(Web page code records)
□ □ □ □

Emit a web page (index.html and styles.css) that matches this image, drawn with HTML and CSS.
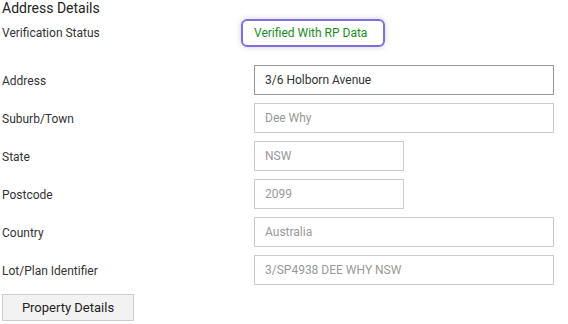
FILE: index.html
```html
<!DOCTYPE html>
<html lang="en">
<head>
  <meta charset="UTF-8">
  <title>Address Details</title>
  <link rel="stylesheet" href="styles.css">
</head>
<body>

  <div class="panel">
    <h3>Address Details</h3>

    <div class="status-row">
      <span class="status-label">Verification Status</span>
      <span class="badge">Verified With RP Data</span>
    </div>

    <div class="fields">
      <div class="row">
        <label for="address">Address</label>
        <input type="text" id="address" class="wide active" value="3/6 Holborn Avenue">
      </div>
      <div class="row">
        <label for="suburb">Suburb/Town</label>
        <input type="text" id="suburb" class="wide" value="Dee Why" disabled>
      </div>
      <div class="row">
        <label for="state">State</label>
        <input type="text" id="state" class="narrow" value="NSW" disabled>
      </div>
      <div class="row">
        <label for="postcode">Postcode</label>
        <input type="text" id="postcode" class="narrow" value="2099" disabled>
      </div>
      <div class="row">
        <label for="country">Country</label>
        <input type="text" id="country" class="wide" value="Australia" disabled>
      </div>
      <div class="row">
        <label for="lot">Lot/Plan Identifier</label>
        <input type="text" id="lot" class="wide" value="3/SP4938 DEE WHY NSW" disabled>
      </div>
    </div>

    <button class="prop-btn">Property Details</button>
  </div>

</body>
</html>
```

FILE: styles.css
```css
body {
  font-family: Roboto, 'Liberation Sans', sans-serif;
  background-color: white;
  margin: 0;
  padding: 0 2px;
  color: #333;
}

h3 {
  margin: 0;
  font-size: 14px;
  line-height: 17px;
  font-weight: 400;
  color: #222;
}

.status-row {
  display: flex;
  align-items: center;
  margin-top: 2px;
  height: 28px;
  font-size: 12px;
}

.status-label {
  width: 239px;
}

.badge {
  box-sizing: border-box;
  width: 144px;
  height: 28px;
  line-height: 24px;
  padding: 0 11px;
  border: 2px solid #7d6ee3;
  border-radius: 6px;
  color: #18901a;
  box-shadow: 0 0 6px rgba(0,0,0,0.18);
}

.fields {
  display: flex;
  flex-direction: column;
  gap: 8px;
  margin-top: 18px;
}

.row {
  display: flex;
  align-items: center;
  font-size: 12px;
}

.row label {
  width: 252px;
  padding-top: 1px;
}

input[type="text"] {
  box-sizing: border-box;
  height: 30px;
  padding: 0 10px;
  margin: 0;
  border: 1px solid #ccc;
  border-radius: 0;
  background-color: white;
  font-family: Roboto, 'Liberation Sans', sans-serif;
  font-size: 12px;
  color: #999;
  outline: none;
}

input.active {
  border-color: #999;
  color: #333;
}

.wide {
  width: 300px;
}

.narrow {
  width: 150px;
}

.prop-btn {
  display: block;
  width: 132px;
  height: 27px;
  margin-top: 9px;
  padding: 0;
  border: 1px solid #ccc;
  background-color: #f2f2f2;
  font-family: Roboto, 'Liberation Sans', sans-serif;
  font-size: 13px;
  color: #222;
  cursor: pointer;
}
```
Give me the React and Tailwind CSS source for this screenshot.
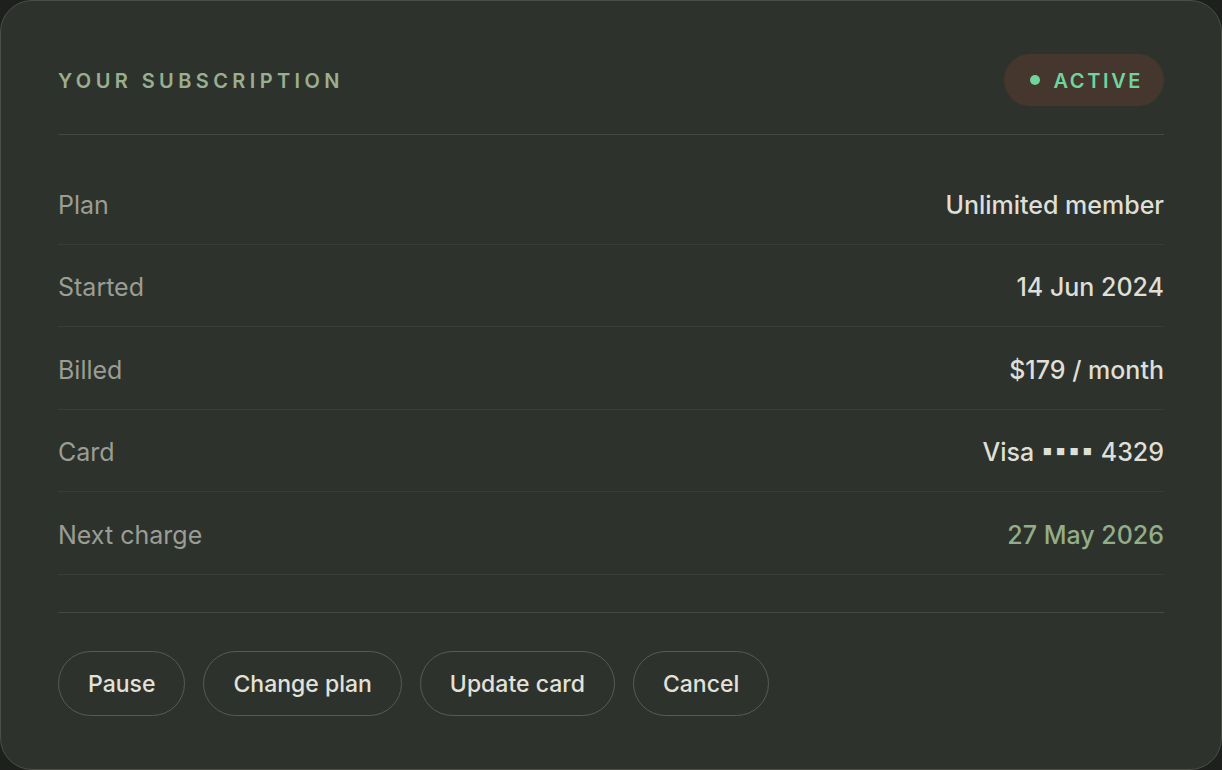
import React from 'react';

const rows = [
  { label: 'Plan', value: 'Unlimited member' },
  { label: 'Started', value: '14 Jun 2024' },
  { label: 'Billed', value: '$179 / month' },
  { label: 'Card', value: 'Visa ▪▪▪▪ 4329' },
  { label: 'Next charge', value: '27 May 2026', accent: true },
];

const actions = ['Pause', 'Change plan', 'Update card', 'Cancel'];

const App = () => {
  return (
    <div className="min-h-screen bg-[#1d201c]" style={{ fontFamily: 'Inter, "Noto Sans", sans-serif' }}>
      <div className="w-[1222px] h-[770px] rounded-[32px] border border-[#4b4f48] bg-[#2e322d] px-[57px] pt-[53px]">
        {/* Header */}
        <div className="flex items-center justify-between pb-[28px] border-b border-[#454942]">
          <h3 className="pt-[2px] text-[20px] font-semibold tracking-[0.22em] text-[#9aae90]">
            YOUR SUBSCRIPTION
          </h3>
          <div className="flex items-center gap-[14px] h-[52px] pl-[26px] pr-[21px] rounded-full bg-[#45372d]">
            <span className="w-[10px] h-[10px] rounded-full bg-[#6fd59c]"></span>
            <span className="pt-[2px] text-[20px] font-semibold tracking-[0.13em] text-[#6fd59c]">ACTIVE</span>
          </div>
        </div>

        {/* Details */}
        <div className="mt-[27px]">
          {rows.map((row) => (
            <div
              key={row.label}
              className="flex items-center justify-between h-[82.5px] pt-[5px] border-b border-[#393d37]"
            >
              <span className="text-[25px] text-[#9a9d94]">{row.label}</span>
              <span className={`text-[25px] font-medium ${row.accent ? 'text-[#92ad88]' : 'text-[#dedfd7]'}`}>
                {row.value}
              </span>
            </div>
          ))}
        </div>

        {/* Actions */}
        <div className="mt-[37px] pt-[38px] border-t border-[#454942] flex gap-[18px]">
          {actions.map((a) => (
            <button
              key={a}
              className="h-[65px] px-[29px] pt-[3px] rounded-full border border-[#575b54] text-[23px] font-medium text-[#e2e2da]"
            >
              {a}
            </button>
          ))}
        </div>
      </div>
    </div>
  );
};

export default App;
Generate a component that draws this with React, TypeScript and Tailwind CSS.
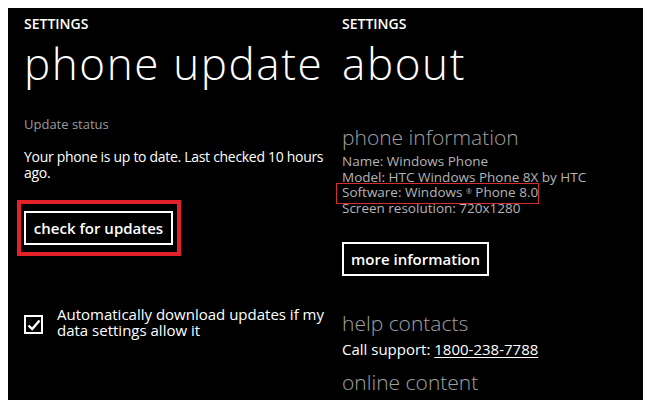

□ □ □ □

Requirements: Which lines of the data include "styles"? Copy each of them.

Result for this exercise:
Emit a web page (index.html and styles.css) that matches this image, drawn with HTML and CSS.
  <link rel="stylesheet" href="styles.css">
FILE: styles.css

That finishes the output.